* **Exercise input**:
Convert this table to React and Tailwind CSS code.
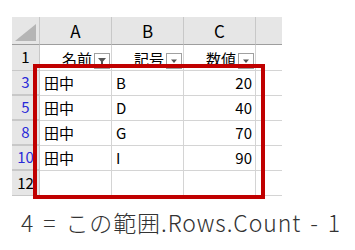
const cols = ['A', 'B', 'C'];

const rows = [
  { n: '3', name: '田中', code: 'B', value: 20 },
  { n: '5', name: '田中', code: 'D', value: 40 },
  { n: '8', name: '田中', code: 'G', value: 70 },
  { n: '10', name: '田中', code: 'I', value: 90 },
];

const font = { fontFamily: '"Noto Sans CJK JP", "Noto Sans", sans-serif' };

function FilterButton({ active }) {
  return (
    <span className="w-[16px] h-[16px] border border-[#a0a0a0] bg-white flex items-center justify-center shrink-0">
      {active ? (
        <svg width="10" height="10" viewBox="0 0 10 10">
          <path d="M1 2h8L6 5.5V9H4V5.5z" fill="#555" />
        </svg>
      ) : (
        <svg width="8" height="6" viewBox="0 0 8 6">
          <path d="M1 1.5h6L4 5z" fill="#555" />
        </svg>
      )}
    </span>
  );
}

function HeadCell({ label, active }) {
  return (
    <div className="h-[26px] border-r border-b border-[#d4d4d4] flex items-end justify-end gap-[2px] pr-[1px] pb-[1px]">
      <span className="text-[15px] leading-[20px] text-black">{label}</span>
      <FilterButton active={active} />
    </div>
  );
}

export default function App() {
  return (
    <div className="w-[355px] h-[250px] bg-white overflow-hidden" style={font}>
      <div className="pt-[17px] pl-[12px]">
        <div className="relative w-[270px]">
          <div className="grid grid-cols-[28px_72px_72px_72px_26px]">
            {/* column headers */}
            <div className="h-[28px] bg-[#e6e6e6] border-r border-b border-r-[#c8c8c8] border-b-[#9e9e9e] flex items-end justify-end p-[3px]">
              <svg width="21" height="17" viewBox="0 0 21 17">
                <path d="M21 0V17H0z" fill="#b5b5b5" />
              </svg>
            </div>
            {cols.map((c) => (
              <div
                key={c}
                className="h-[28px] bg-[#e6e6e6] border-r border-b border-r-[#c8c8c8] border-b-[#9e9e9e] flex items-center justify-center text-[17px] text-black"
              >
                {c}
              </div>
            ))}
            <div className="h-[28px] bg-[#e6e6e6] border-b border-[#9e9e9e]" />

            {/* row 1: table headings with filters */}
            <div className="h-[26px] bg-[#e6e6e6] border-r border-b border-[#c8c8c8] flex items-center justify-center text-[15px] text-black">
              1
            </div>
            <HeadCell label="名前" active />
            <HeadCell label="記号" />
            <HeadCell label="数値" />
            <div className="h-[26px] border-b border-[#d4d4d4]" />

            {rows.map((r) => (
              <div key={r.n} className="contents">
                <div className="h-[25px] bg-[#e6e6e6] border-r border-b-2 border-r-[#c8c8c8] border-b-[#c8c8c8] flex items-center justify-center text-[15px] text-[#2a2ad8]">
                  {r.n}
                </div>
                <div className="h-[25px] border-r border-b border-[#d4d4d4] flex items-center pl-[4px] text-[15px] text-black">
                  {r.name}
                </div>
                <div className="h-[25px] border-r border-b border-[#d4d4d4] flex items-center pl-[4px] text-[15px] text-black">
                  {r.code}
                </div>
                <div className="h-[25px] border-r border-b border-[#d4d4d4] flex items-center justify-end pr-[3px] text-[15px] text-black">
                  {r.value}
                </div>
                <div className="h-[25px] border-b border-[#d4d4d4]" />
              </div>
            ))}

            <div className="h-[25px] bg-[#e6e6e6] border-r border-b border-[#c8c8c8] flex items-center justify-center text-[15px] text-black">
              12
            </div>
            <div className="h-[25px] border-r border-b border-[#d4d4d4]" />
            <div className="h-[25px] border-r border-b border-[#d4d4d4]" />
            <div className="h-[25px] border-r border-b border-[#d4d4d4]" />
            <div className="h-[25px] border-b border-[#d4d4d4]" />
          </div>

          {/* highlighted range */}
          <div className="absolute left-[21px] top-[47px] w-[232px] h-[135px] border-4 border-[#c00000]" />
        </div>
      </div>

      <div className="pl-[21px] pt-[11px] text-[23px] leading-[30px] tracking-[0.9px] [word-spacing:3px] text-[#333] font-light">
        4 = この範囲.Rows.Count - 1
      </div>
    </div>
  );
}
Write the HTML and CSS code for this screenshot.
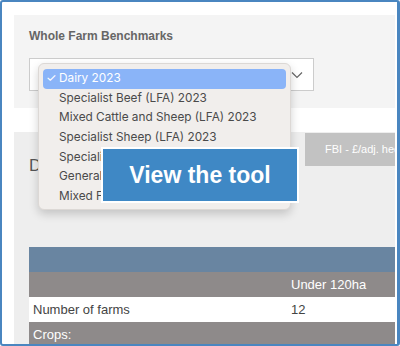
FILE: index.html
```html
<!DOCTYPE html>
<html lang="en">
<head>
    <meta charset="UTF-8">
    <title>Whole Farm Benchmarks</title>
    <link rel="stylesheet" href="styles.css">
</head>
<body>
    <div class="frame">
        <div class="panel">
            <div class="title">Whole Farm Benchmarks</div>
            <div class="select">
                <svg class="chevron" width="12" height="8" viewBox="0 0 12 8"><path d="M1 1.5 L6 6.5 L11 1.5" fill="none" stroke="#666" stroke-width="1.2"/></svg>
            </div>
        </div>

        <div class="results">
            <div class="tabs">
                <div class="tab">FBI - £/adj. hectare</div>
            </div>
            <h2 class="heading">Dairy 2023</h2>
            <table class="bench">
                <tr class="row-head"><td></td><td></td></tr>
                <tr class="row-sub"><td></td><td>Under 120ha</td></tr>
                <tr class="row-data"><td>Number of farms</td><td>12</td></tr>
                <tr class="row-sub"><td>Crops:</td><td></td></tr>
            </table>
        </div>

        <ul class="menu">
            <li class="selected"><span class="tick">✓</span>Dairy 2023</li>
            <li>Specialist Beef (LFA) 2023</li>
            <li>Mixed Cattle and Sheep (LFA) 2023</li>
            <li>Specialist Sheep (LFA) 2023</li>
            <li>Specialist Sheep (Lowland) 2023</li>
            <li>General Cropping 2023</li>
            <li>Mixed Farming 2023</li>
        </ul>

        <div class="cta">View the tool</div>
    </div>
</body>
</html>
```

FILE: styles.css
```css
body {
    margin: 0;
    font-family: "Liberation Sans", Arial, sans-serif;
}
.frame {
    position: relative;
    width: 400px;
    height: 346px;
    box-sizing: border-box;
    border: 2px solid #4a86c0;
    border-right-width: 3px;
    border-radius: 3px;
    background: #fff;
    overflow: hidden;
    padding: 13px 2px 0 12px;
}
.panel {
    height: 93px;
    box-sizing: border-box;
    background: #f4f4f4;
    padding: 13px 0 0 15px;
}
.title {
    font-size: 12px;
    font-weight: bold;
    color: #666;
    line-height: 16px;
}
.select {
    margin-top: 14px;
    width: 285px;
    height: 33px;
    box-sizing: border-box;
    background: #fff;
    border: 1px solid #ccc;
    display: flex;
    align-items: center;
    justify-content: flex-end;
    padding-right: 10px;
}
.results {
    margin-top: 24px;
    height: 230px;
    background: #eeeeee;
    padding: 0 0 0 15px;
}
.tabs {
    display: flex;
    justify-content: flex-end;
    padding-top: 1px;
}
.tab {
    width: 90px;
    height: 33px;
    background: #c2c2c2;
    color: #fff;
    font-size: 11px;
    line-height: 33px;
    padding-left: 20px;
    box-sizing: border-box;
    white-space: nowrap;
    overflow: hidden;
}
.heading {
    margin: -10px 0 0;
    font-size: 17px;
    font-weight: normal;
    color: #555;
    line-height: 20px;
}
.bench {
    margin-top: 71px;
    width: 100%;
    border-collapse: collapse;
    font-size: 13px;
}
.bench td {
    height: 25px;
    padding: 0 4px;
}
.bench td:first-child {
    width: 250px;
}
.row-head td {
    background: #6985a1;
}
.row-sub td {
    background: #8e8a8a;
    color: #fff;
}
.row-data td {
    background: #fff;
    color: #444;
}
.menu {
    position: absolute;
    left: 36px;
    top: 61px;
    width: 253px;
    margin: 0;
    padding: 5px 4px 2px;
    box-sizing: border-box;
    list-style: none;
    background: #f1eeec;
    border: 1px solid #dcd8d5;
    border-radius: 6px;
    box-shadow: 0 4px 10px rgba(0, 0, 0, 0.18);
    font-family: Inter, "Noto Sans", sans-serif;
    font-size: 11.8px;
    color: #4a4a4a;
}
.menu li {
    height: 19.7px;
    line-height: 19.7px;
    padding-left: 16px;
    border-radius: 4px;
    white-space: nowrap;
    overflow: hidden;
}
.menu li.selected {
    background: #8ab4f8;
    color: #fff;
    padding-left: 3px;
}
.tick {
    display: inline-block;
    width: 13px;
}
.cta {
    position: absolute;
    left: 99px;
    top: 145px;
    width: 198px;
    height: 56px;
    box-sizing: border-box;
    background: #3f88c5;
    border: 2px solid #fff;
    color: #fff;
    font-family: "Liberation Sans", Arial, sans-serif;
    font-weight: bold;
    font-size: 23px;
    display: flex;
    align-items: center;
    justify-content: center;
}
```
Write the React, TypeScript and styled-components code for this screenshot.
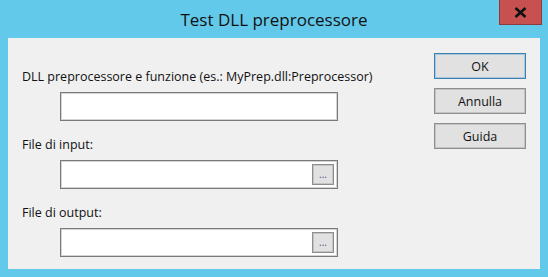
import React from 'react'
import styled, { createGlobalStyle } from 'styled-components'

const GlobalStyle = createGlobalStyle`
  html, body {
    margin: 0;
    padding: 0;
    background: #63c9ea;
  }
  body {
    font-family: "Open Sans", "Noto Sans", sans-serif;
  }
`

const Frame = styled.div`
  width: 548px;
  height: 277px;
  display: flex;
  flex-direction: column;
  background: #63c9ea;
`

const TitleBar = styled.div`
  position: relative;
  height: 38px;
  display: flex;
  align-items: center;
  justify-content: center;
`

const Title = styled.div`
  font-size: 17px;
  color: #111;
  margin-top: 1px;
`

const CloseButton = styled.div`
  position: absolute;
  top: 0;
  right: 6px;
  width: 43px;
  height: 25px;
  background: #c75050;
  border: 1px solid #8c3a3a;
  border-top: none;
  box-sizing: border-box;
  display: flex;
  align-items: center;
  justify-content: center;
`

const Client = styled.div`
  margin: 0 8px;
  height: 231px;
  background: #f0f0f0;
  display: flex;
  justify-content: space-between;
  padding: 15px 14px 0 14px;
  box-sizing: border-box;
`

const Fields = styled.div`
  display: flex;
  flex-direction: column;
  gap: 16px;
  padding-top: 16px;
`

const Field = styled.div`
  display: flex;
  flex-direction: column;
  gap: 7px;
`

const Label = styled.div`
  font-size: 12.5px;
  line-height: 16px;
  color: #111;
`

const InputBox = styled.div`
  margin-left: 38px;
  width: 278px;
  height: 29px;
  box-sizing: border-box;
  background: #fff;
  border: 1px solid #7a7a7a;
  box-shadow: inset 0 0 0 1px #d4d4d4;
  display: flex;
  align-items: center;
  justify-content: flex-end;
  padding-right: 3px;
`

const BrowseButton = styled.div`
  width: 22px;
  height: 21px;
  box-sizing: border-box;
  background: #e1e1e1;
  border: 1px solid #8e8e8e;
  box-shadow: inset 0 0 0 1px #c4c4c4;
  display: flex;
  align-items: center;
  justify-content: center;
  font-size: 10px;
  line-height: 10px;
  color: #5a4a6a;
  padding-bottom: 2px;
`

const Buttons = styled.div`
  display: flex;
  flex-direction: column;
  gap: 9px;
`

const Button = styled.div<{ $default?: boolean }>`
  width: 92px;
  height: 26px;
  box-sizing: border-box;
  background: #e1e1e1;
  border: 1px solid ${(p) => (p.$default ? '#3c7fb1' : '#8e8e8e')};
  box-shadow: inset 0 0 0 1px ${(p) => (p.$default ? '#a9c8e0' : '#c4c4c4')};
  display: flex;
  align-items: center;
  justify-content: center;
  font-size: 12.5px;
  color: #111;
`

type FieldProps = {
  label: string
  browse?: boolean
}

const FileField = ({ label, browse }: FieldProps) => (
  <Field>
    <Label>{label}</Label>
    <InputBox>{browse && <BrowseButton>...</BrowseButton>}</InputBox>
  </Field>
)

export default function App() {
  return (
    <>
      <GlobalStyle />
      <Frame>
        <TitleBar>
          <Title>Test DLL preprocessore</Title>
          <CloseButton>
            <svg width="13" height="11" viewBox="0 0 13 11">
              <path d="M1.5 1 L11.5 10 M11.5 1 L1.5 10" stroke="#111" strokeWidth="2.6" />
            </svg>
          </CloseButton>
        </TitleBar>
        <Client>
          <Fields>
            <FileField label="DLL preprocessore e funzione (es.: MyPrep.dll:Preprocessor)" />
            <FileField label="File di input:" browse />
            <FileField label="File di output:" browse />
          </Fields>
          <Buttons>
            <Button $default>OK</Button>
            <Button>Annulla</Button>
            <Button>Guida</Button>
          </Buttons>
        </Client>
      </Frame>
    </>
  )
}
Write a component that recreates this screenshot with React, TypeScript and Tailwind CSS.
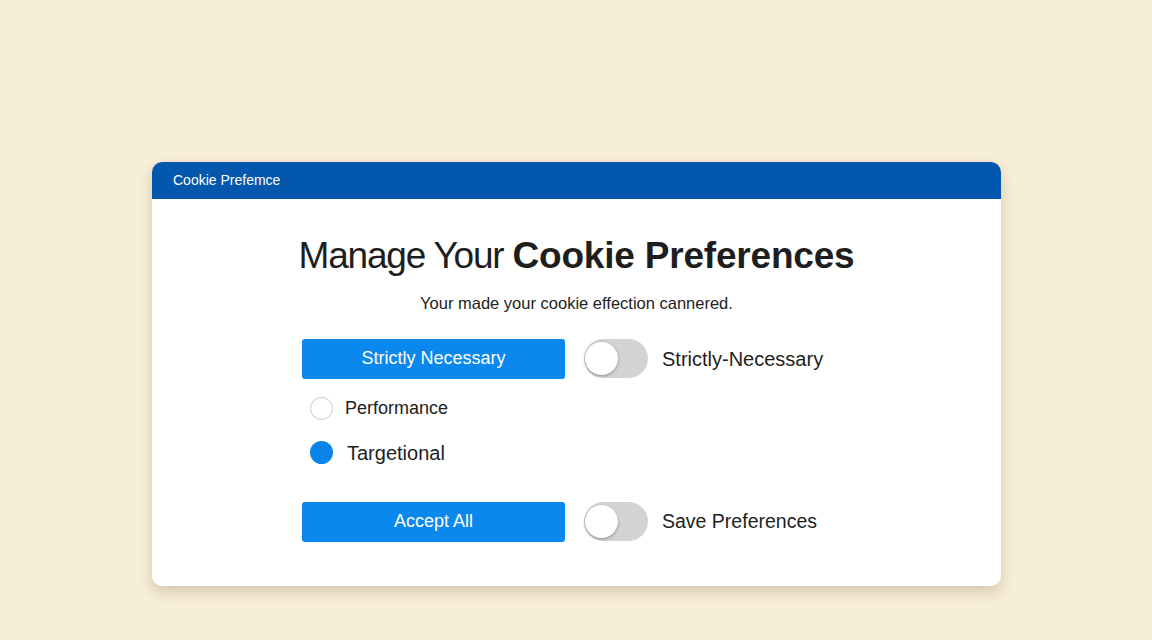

* **Given exercise**:
Every line above that contains the word "TypeScript" should be reported.

* **Result of this exercise**:
Write the React, TypeScript and styled-components code for this screenshot.
Write a component that recreates this screenshot with React, TypeScript and Tailwind CSS.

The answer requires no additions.